June 19, 2018

I’m a scheduler. I’m a worrier, a planner- down to the minute. I’m a perfectionist.
 
Anyone that walks by my office can tell you there is rarely anything out of place. BUT…I have a two-year-old daughter. She is messy. Loud. And marches to the beat of her own drum.
 
Her vocabulary is incredible. And she challenges me each day.
 
Like I said, I’m a stickler for a schedule, especially at night. but this last weekend Jeff bought Cate a new tractor- 1949 John Deere Johnny Popper – and last night she wanted us to take her to go see it at his grandparent’s house. They rode on it for what seemed like 30 minutes. My eye kept drifting to my watch, “What time is it now? Okay, only seven more minutes then we need to be in the car on our way.”
 
At some point I decided I was going to, unsuccessfully I might add, coax her off the tractor with her daddy, and into the car, because it is 8:30 and now time for bed. Eventually, I get her off and we are slowly walking to the car when Cate stops dead in her tracks and notices a tiny patch of flowers. 8:42pm
 
I don’t think I even noticed they were there because I was so intent on watching my watch, but she told me she needed two (while holding up five fingers).
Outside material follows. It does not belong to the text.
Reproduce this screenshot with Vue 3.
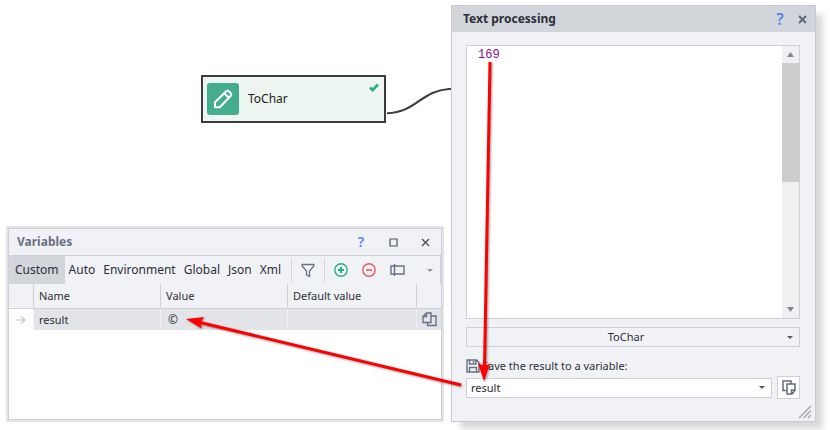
<script setup>
import { ref } from 'vue'

const tabs = ['Custom', 'Auto', 'Environment', 'Global', 'Json', 'Xml']
const activeTab = ref('Custom')
const variables = [{ name: 'result', value: '©', initial: '' }]
const source = ref('169')
const action = ref('ToChar')
const target = ref('result')
</script>

<template>
  <main class="desktop">
    <svg class="link" width="66" height="28" viewBox="0 0 66 28" aria-hidden="true">
      <path d="M1 25.300C32 24 34 2 66 .8" fill="none" stroke="#3c3c3c" stroke-width="2" />
    </svg>

    <section class="node">
      <span class="node-icon">
        <svg width="32" height="32" viewBox="0 0 32 32" fill="none" stroke="#fff" stroke-width="2" stroke-linejoin="round">
          <path d="M8 24.2V19.2L19.2 8.2Q20.5 7.2 21.8 8.2L23.8 10.2Q24.9 11.5 23.8 12.8L12.8 24.2ZM17.4 10.4L21.8 14.8" />
        </svg>
      </span>
      <span class="node-name">ToChar</span>
      <svg class="node-state" width="10" height="9" viewBox="0 0 10 9" aria-hidden="true">
        <path d="M1 4.400L3.700 7L9 1.600" fill="none" stroke="#27b08b" stroke-width="2.800" />
      </svg>
    </section>

    <section class="window variables">
      <div class="variables-body">
        <header class="titlebar">
          <h2>Variables</h2>
          <button class="icon help" aria-label="Help">?</button>
          <button class="icon" aria-label="Maximize">
            <svg width="9" height="9" viewBox="0 0 9 9"><path d="M1 1H8V8H1Z" fill="none" stroke="#4a505c" stroke-width="1.2" /></svg>
          </button>
          <button class="icon" aria-label="Close">
            <svg width="9" height="9" viewBox="0 0 9 9"><path d="M1 1L8 8M8 1L1 8" fill="none" stroke="#4a505c" stroke-width="1.4" /></svg>
          </button>
        </header>
        <nav class="toolbar">
          <button
            v-for="tab in tabs"
            :key="tab"
            class="tab"
            :class="{ active: tab === activeTab }"
            @click="activeTab = tab"
          >{{ tab }}</button>
          <span class="tools">
            <button class="icon filter" aria-label="Filter">
              <svg width="14" height="15" viewBox="0 0 14 15"><path d="M1.2 1.5H12.8V3L8.500 8V13.500L5.500 11.800V8L1.200 3Z" fill="none" stroke="#667085" stroke-width="1.3" /></svg>
            </button>
            <button class="icon tool" aria-label="Add">
              <svg width="14" height="14" viewBox="0 0 14 14" fill="none" stroke="#27ae8b"><circle cx="7" cy="7" r="6.2" stroke-width="1.4" /><path d="M4 7H10M7 4V10" stroke-width="2" /></svg>
            </button>
            <button class="icon tool" aria-label="Remove">
              <svg width="14" height="14" viewBox="0 0 14 14" fill="none" stroke="#ee5555"><circle cx="7" cy="7" r="6.2" stroke-width="1.4" /><path d="M4 7H10" stroke-width="1.6" /></svg>
            </button>
            <button class="icon tool" aria-label="Rename">
              <svg width="15" height="14" viewBox="0 0 15 14" fill="none" stroke="#667085" stroke-width="1.4"><path d="M4.500 1V13M1 3H14V11H1Z" /></svg>
            </button>
            <button class="icon more" aria-label="More">
              <svg width="6" height="3" viewBox="0 0 6 3"><path d="M0 0H6L3 3Z" fill="#8f939b" /></svg>
            </button>
          </span>
        </nav>
        <table>
          <colgroup>
            <col class="mark" /><col class="col" /><col class="col" /><col /><col class="copy-col" />
          </colgroup>
          <thead>
            <tr><th></th><th>Name</th><th>Value</th><th>Default value</th><th></th></tr>
          </thead>
          <tbody>
            <tr v-for="row in variables" :key="row.name">
              <td>
                <svg width="24" height="10" viewBox="0 0 24 10"><path d="M7 5H16M12.5 1.5L16 5L12.5 8.5" fill="none" stroke="#c2c4c8" stroke-width="1.1" /></svg>
              </td>
              <td>{{ row.name }}</td>
              <td class="value">{{ row.value }}</td>
              <td>{{ row.initial }}</td>
              <td>
                <button class="icon" aria-label="Copy">
                  <svg width="15" height="15" viewBox="0 0 15 15" fill="none" stroke="#667085" stroke-width="1.4"><path d="M4.500 1H9V10.500H1V4.500ZM4.500 1V4.500H1M9 4H14V13.500H5.500V10.500" /></svg>
                </button>
              </td>
            </tr>
          </tbody>
        </table>
      </div>
    </section>

    <section class="window dialog">
      <header class="titlebar">
        <h2>Text processing</h2>
        <button class="icon help" aria-label="Help">?</button>
        <button class="icon" aria-label="Close">
          <svg width="9" height="9" viewBox="0 0 9 9"><path d="M1 1L8 8M8 1L1 8" fill="none" stroke="#5f6b7c" stroke-width="1.9" /></svg>
        </button>
      </header>
      <div class="form">
        <div class="editor">
          <textarea v-model="source" aria-label="Text" spellcheck="false"></textarea>
          <div class="scrollbar" aria-hidden="true">
            <svg width="17" height="17" viewBox="0 0 17 17"><path d="M5 11H12L8.5 6Z" fill="#858590" /></svg>
            <span class="thumb"></span>
            <svg width="17" height="17" viewBox="0 0 17 17"><path d="M5 6H12L8.5 11Z" fill="#858590" /></svg>
          </div>
        </div>
        <div class="dropdown action">
          <select v-model="action" aria-label="Action"><option>ToChar</option></select>
          <svg width="6" height="3" viewBox="0 0 6 3"><path d="M0 0H6L3 3Z" fill="#555b66" /></svg>
        </div>
        <label class="save" for="target">
          <svg width="14" height="14" viewBox="0 0 14 14" fill="none" stroke="#667085" stroke-width="1.4"><path d="M1 1H10.500L13 3.500V13H1ZM3.500 1V5H10V1M3.500 13V8.500H10.500V13M7.500 2V4" /></svg>
          Save the result to a variable:
        </label>
        <div class="target">
          <div class="dropdown">
            <select id="target" v-model="target"><option>result</option></select>
            <svg width="6" height="3" viewBox="0 0 6 3"><path d="M0 0H6L3 3Z" fill="#555b66" /></svg>
          </div>
          <button class="copy" aria-label="Copy variable">
            <svg width="14" height="15" viewBox="0 0 14 15" fill="none" stroke="#5f6b80" stroke-width="1.5"><path d="M4 10.500H1V1H9V3.500M5 4H13V10.500L10 14H5ZM13 10H9.500V14" /></svg>
          </button>
        </div>
      </div>
      <svg class="grip" width="14" height="14" viewBox="0 0 14 14" aria-hidden="true">
        <path d="M1 13L13 1M5.5 13L13 5.5M10 13L13 10" stroke="#a9abaf" stroke-width="1.6" />
      </svg>
    </section>

    <svg class="arrows" width="320" height="340" viewBox="180 55 320 340" aria-hidden="true">
      <g fill="#f00" stroke="#f00">
        <path d="M490 62L484.5 368" stroke-width="3" />
        <path d="M461 385L200 322.5" stroke-width="3" />
        <path d="M484 381.5L478 363L484 366L490 363.5Z" stroke="none" />
        <path d="M186 319L204 317L200.5 322.5L201.5 328.5Z" stroke="none" />
      </g>
    </svg>
  </main>
</template>

<style>
body {
  background: #fff;
}
</style>

<style scoped>
.desktop {
  position: relative;
  min-height: 100vh;
  overflow: hidden;
  font: 12px/16px Tahoma, "Noto Sans", sans-serif;
  color: #2b2f3a;
}
.desktop * {
  box-sizing: border-box;
}
svg {
  display: block;
  flex: none;
}
button,
select,
textarea {
  margin: 0;
  padding: 0;
  border: 0;
  border-radius: 0;
  background: none;
  font: inherit;
  color: inherit;
}
h2 {
  flex: 1;
  margin: 0;
  font-size: 12px;
  line-height: 16px;
}
.link {
  position: absolute;
  left: 386px;
  top: 88px;
}
.node {
  position: absolute;
  left: 201px;
  top: 75px;
  width: 185px;
  display: flex;
  align-items: center;
  gap: 9px;
  padding: 6px 5px 6px 4px;
  border: 2px solid #3c3c3c;
  background: #eef6f2;
  color: #222;
}
.node-icon {
  border-radius: 3px;
  background: #44ad90;
}
.node-name {
  flex: 1;
}
.node-state {
  align-self: flex-start;
}
.window {
  position: absolute;
}
.titlebar {
  display: flex;
  align-items: center;
}
.icon {
  display: flex;
  align-items: center;
  justify-content: center;
}
.help {
  color: #5586f5;
  font-size: 14px;
  font-weight: 600;
}
.variables {
  left: 6px;
  top: 226px;
  width: 438px;
  border: 2px solid #e2e4e9;
}
.variables-body {
  min-height: 192px;
  border: 1px solid #cdd0d9;
  background: #fff;
}
.variables .titlebar {
  height: 27px;
  padding-left: 8px;
  border-bottom: 1px solid #cdd0d9;
  background: #f1f2f6;
  color: #68717f;
}
.variables .titlebar .icon {
  width: 32px;
}
.toolbar {
  display: flex;
  height: 28px;
  background: #f1f2f6;
  border-right: 1px solid #d3d5dc;
}
.tab {
  padding: 0 4px;
}
.tab.active {
  padding: 0 6px;
  background: #d2d5da;
}
.tools {
  flex: 1;
  display: flex;
  align-items: center;
}
.filter {
  width: 34px;
  height: 24px;
  border: solid #d3d5dc;
  border-width: 0 1px;
  margin: 0 2px 0 6px;
}
.tool {
  width: 28px;
}
.more {
  width: 20px;
  margin-left: auto;
}
table {
  width: 100%;
  table-layout: fixed;
  border-collapse: separate;
  border-spacing: 0;
  font-size: 11px;
}
.mark {
  width: 25px;
}
.col {
  width: 127px;
}
.copy-col {
  width: 24px;
}
th {
  height: 25px;
  padding: 0 5px;
  border: solid #cdd0d9;
  border-width: 0 1px 1px 0;
  background: #f1f2f6;
  font-weight: normal;
  text-align: left;
}
td {
  height: 21px;
  padding: 0 5px;
  border-right: 1px solid #eff0f4;
  background: #e3e4e8;
}
td:first-child {
  padding: 0;
  background: #fff;
}
td:last-child {
  padding: 0 0 0 5px;
}
th:last-child,
td:last-child {
  border-right: 0;
}
.value {
  padding-left: 7px;
  font-size: 12px;
}
.dialog {
  left: 451px;
  top: 5px;
  width: 365px;
  border: 1px solid #c7cad2;
  background: #f1f2f6;
  box-shadow: 8px 8px 6px -1px #dadada;
}
.dialog .titlebar {
  height: 26px;
  padding: 0 2px 0 11px;
  background: #d2d5da;
}
.dialog .titlebar .icon {
  width: 22px;
}
.dialog .help {
  font-size: 16px;
}
.form {
  display: grid;
  padding: 13px 15px 22px 14px;
  font-size: 11px;
}
.editor {
  display: flex;
  height: 274px;
  border: 1px solid #cdd0d9;
  background: #fff;
}
textarea {
  flex: 1;
  min-width: 0;
  padding: 1px 11px;
  resize: none;
  outline: 0;
  font: 12px/16px "Liberation Mono", monospace;
  color: #85108f;
}
.scrollbar {
  display: flex;
  flex-direction: column;
  width: 17px;
  background: #f0f0f0;
}
.thumb {
  height: 119px;
  margin-bottom: auto;
  background: #cdcdcd;
}
.dropdown {
  flex: 1;
  display: grid;
  align-items: center;
  height: 20px;
  border: 1px solid #cdd0d9;
  background: #fff;
}
.dropdown select {
  grid-area: 1 / 1;
  height: 18px;
  padding: 0 18px 0 4px;
  appearance: none;
}
.dropdown svg {
  grid-area: 1 / 1;
  justify-self: end;
  margin-right: 6px;
  pointer-events: none;
}
.action {
  margin-top: 8px;
  background: #f1f2f6;
}
.action select {
  text-align-last: center;
}
.save {
  display: flex;
  align-items: center;
  gap: 2px;
  height: 16px;
  margin-top: 11px;
}
.target {
  display: flex;
  align-items: center;
  gap: 5px;
  margin-top: 2px;
}
.copy {
  display: grid;
  place-items: center;
  width: 23px;
  height: 23px;
  border: 1px solid #cdd0d9;
  background: #fff;
}
.grip {
  position: absolute;
  right: 3px;
  bottom: 2px;
}
.arrows {
  position: absolute;
  left: 180px;
  top: 55px;
  pointer-events: none;
  filter: drop-shadow(1px 1px 1px #0006);
}
</style>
I nodded in agreement and continued to practically beg her to get in the car. It is now 8:56 PM
 
Cate tells me, “Mommy I loosed my flowers, can you help me rescue more?” I told her yes, and we walked back to the flower patch, it was then that I stopped looking at my watch and really helped her find some flowers to pick. I noticed that she never went for the ideal flower, always the one missing a few petals or mostly broken flowers.
 
She told me they were so BEAUTIFUL! And they were, as was her joy in finding them. When I finally stopped staring at my watch and listened to my daughter’s question I saw things the way she did.
 
Jesus asked many questions throughout the Gospels, all with a purpose behind them, for us to stop and think, or to stir a response. If we take the time to stop each day to ponder his questions and their intent, what more could we see?